26. We, thus, reject the contention of the appellant that, in the instant case, the detention order is based only on one ground. Once it is found that the detention order contains many grounds, even if one of them is to be rejected, principle of segregation contained in Section 5-A gets attracted."
Perusal of the principles enunciated in the above judgment discloses that, if detention is on multiple grounds lapse in one ground does not vitiate the whole order. As per the prosecution, detenu is involved in many criminal cases and in Goonda activities with other criminals creating terror to the public at large and also more particularly to the witnesses who have to depose before the Court in connection with the Crimes registered against him.

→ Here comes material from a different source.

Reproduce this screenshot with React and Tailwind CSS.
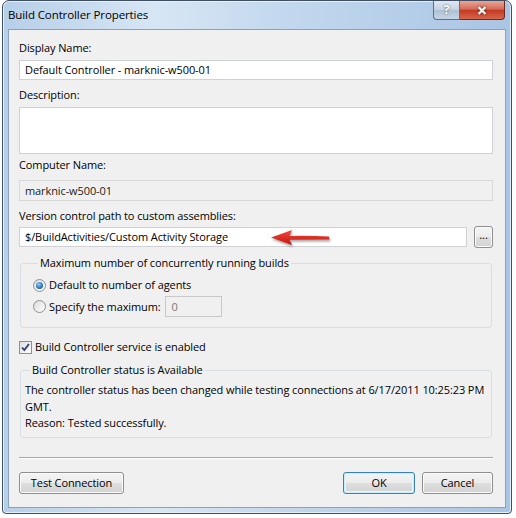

It is the specific opinion of the authority that there is breach of peace and public tranquility because of the illegal activities and rowdy sheet is opened against the detenu. Therefore the ordinary laws are not sufficient to have the control over the activities of the detenu therefore it is specifically stated that, it is necessary to take preventive measures against the detenu. Considering all these aspects of the matter, as the detention order is passed on multiple grounds and they are severable, we are of the clear opinion that the petitioner has not made out a case to allow the petition and to issue the writ as prayed for in the writ petition.
Accordingly petition is hereby rejected.